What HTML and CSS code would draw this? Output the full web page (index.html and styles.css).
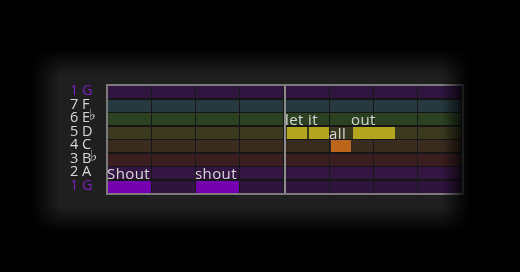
FILE: index.html
```html
<!DOCTYPE html>
<html lang="en">
<head>
  <meta charset="UTF-8">
  <title>Shout - piano roll</title>
  <link rel="stylesheet" href="styles.css">
</head>
<body>
  <div class="panel">
    <div class="labels">
      <div class="label tonic"><span class="deg">1</span><span class="name">G</span></div>
      <div class="label"><span class="deg">7</span><span class="name">F</span></div>
      <div class="label"><span class="deg">6</span><span class="name">E<span class="flat">♭</span></span></div>
      <div class="label"><span class="deg">5</span><span class="name">D</span></div>
      <div class="label"><span class="deg">4</span><span class="name">C</span></div>
      <div class="label"><span class="deg">3</span><span class="name">B<span class="flat">♭</span></span></div>
      <div class="label"><span class="deg">2</span><span class="name">A</span></div>
      <div class="label tonic"><span class="deg">1</span><span class="name">G</span></div>
    </div>

    <div class="roll">
      <div class="half">
        <div class="row g-hi"></div>
        <div class="row f"></div>
        <div class="row eb"></div>
        <div class="row d"></div>
        <div class="row c"></div>
        <div class="row bb"></div>
        <div class="row a">
          <span class="lyric" style="grid-column: 1">Shout</span>
          <span class="lyric" style="grid-column: 5">shout</span>
        </div>
        <div class="row g-lo">
          <span class="note purple" style="grid-column: 1 / span 2"></span>
          <span class="note purple" style="grid-column: 5 / span 2"></span>
        </div>
      </div>

      <div class="half">
        <div class="row g-hi"></div>
        <div class="row f"></div>
        <div class="row eb">
          <span class="lyric" style="grid-column: 1">let it</span>
          <span class="lyric" style="grid-column: 4">out</span>
        </div>
        <div class="row d">
          <span class="note yellow" style="grid-column: 1"></span>
          <span class="note yellow" style="grid-column: 2"></span>
          <span class="lyric" style="grid-column: 3">all</span>
          <span class="note yellow" style="grid-column: 4 / span 2"></span>
        </div>
        <div class="row c">
          <span class="note orange" style="grid-column: 3"></span>
        </div>
        <div class="row bb"></div>
        <div class="row a"></div>
        <div class="row g-lo"></div>
      </div>
    </div>
  </div>
</body>
</html>
```

FILE: styles.css
```css
body {
  margin: 0;
  background: #000;
  font-family: 'Open Sans', 'DejaVu Sans', sans-serif;
  color: #d6d6d6;
}

/* soft grey stage that fades into the black page */
.panel {
  display: flex;
  width: 401px;
  height: 150px;
  margin: 48px 0 0 30px;
  padding: 36px 0 0 39px;
  background: #1f1f1f;
  -webkit-mask-image:
    linear-gradient(to right, transparent 0, #000 30px, #000 calc(100% - 28px), rgba(0,0,0,0.2) calc(100% - 6px), transparent 100%),
    linear-gradient(to bottom, transparent 0, #000 28px, #000 calc(100% - 28px), transparent 100%);
  -webkit-mask-composite: source-in;
  mask-image:
    linear-gradient(to right, transparent 0, #000 30px, #000 calc(100% - 28px), rgba(0,0,0,0.2) calc(100% - 6px), transparent 100%),
    linear-gradient(to bottom, transparent 0, #000 28px, #000 calc(100% - 28px), transparent 100%);
  mask-composite: intersect;
}

.labels {
  display: flex;
  flex-direction: column;
  gap: 1.5px;
  width: 37px;
}

.label {
  display: flex;
  height: 12px;
  line-height: 12px;
  font-size: 14.5px;
  letter-spacing: 0.3px;
}

.label .deg {
  width: 12px;
  padding-left: 1px;
}

.label.tonic {
  color: #7a1fb8;
}

.flat {
  font-family: 'DejaVu Sans', sans-serif;
  font-size: 15px;
  line-height: 0;
  letter-spacing: 0;
  vertical-align: 2px;
  margin-left: -1.5px;
}

.roll {
  display: flex;
  gap: 2px;
  height: 106.5px;
  border: 2px solid #7a7a7a;
  background: #8c8c8c;
}

.half {
  display: flex;
  flex-direction: column;
  gap: 1.5px;
  width: 176px;
  background: #161616;
}

.row {
  display: grid;
  grid-template-columns: repeat(8, 22px);
  grid-template-rows: 12px;
  height: 12px;
  background-image: repeating-linear-gradient(to right, transparent 0, transparent 42.8px, #181818 42.8px, #181818 44px);
}

.row.g-hi { background-color: #2f1540; }
.row.f    { background-color: #25393e; }
.row.eb   { background-color: #2b4121; }
.row.d    { background-color: #3a391f; }
.row.c    { background-color: #3a2b1f; }
.row.bb   { background-color: #3b1e1f; }
.row.a    { background-color: #331641; }
.row.g-lo { background-color: #2f143e; }

.note {
  grid-row: 1;
  margin: 0 1.5px 0 0.5px;
}

.note.purple { background: #7500b0; margin-left: 0; }
.note.yellow { background: #b1a61e; }
.note.orange { background: #bb661b; }

.lyric {
  grid-row: 1;
  font-size: 15px;
  line-height: 12px;
  letter-spacing: 0.4px;
  white-space: nowrap;
  margin-left: -1px;
  color: #d8d8d8;
  z-index: 1;
}
```
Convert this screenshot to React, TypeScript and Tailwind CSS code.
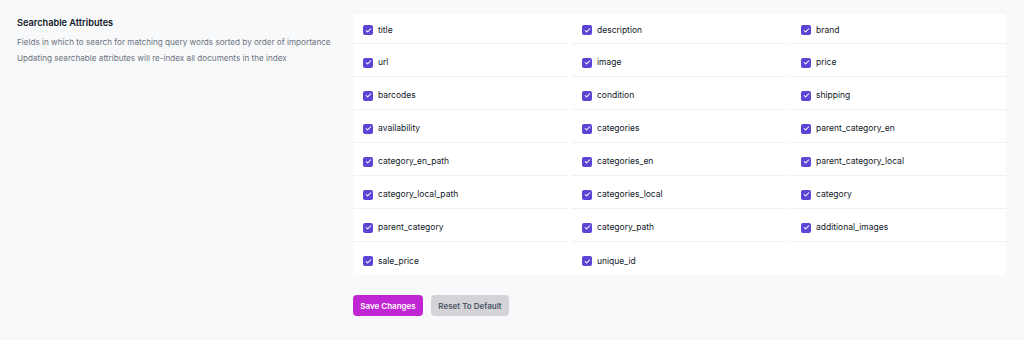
import { Check } from "lucide-react";

const attributes = [
  "title",
  "description",
  "brand",
  "url",
  "image",
  "price",
  "barcodes",
  "condition",
  "shipping",
  "availability",
  "categories",
  "parent_category_en",
  "category_en_path",
  "categories_en",
  "parent_category_local",
  "category_local_path",
  "categories_local",
  "category",
  "parent_category",
  "category_path",
  "additional_images",
  "sale_price",
  "unique_id",
];

const App = () => {
  const rows = Math.ceil(attributes.length / 3);

  return (
    <div
      className="w-[1024px] h-[340px] bg-[#f8f9fa] flex"
      style={{ fontFamily: "Inter, 'Noto Sans', sans-serif" }}
    >
      <div className="w-[353px] pl-[17px] pt-[17px]">
        <h2 className="text-[9.2px] leading-[12px] font-semibold text-[#111827]">
          Searchable Attributes
        </h2>
        <p className="mt-[5px] text-[8.15px] leading-[16px] text-[#6b7280]">
          Fields in which to search for matching query words sorted by order of
          importance
        </p>
        <p className="text-[8.15px] leading-[16px] text-[#6b7280]">
          Updating searchable attributes will re-index all documents in the
          index
        </p>
      </div>

      <div className="pt-[14px]">
        <div className="w-[653px] bg-white rounded-[3px] grid grid-cols-3 gap-x-1">
          {attributes.map((name, i) => {
            const row = Math.floor(i / 3);
            const isFirst = row === 0;
            const isLast = row === rows - 1;
            return (
              <label
                key={name}
                className={`flex items-center gap-[5px] pl-[10px] ${
                  isFirst ? "h-[30px] pt-[3px]" : "h-[33px] pt-[5px]"
                } ${isLast ? "" : "border-b border-[#f0f1f3]"}`}
              >
                <span className="w-[10px] h-[10px] rounded-[2px] bg-[#5a45d4] flex items-center justify-center">
                  <Check size={7} strokeWidth={3.5} className="text-white" />
                </span>
                <span className="text-[8.5px] text-[#111827]">{name}</span>
              </label>
            );
          })}
          {attributes.length % 3 !== 0 && <div className="h-[33px]" />}
        </div>

        <div className="flex gap-2 mt-[20px]">
          <button className="h-[21px] w-[70px] rounded-[4px] bg-[#c026d3] text-white text-[8px] font-semibold">
            Save Changes
          </button>
          <button className="h-[21px] w-[78px] rounded-[4px] bg-[#d4d4d8] text-[#4b5563] text-[8px] font-semibold">
            Reset To Default
          </button>
        </div>
      </div>
    </div>
  );
};

export default App;
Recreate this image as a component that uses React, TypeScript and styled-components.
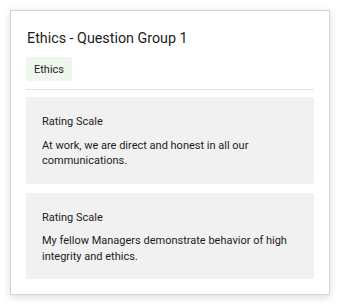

○ ○ ○ ○ ○

- Challenge:
All lines in the data that contain the word "page" should be copied.

- Task answer:
What HTML and CSS code would draw this? Output the full web page (index.html and styles.css).
/* soft grey stage that fades into the black page */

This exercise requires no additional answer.